Jan 18, 2011
Flooding of historic proportions in several parts of the world has required the assistance of WSPA and its member societies in various relief and rescue operations.
WSPA’s Disaster Management division is often called upon in the monsoon season of the world’s tropical belt to assist in rescuing and treating animals, and provide food, shelter and water in the aftermath of related disasters.
However, during the end of 2010 and beginning of 2011, we have seen the heaviest flooding in many decades. In Brazil, Australia and Colombia, to name a few, floods and mudslides have killed hundreds of people and left vast areas under water.
WSPA and its member societies have been conducting rescue and relief operations since the beginning of Colombia’s floods in November 2010.
This month in Australia, WSPA responded to the request of its local member society, Queensland RSPCA, and sent a disaster assessment and response team to help determine the animal need. Queensland RSPCA had been coping with the situation, even running a service to reunite animals with their owners. However, faced with unprecedented flooding and flash floods in Brisbane, which forced closure of three of their rescue centers, Queensland RSPCA called on WSPA’s experience and ability to respond in such events, particularly in the rural areas.
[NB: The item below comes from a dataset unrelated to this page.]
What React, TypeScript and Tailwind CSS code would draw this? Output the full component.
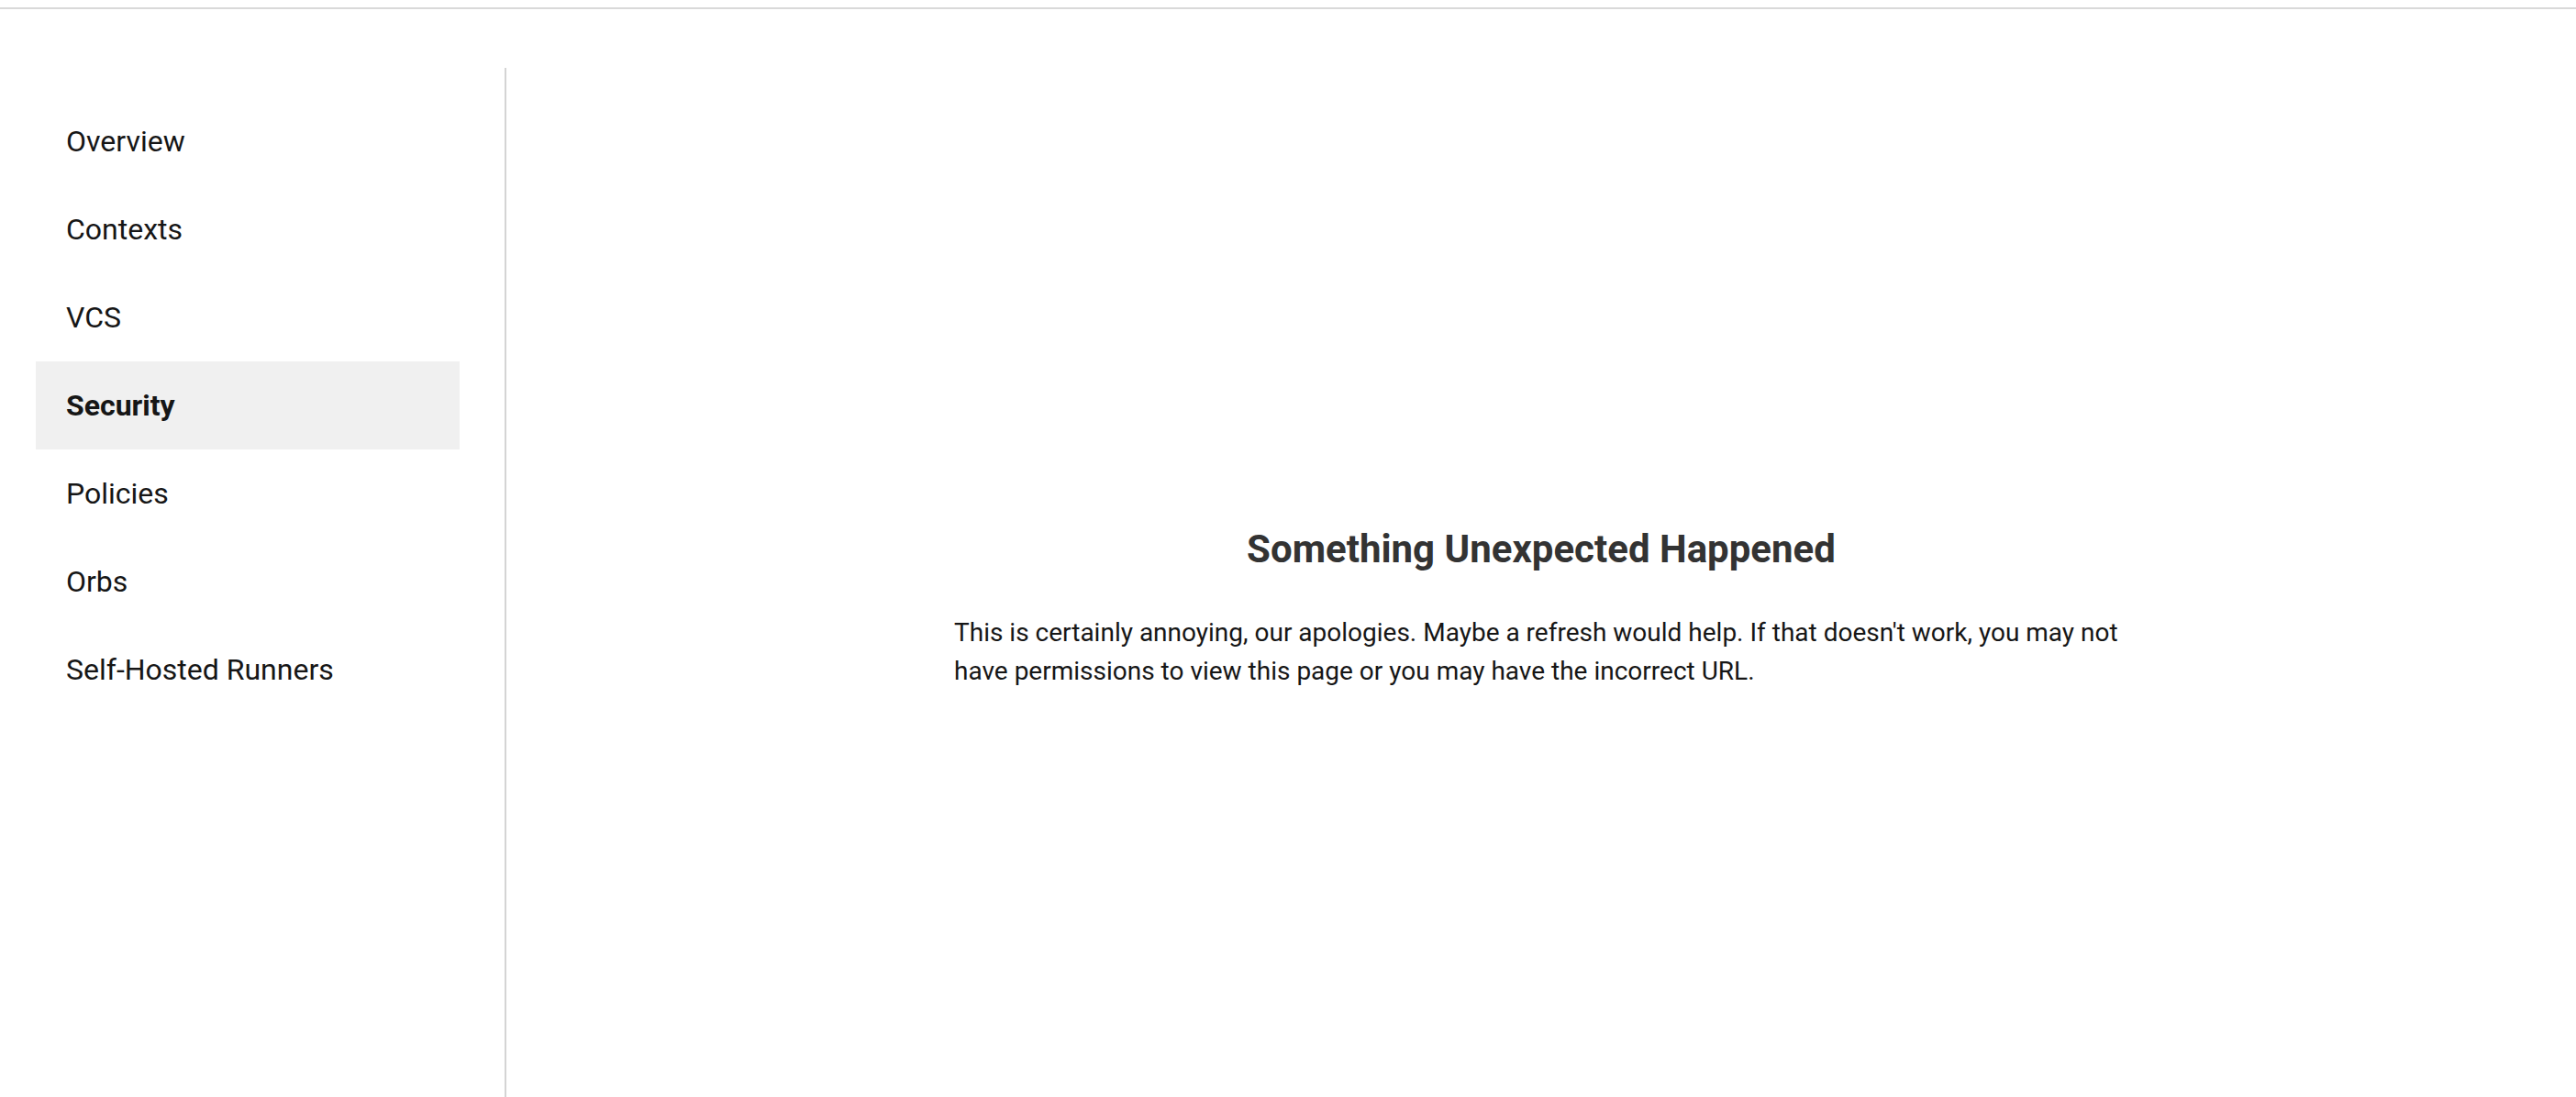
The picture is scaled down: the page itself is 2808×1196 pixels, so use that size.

In Brazil, the country’s most deadly floods and mudslides to date have devastated mountain towns outside of Rio de Janeiro. A WSPA team arrived in the area on Jan. 18 to assess the animal need in the three worst affected towns – Teresópolis, Nova Friburgo and Petrópolis – and provide assistance to any animals encountered during the operation. WSPA has already received reports of dog fatalities in inundated animal rescue centers, while others are trapped without food.
Flooding in Sri Lanka has also resulted in human deaths and is currently being assessed for any animal need, as are new floods in Victoria State, Australia.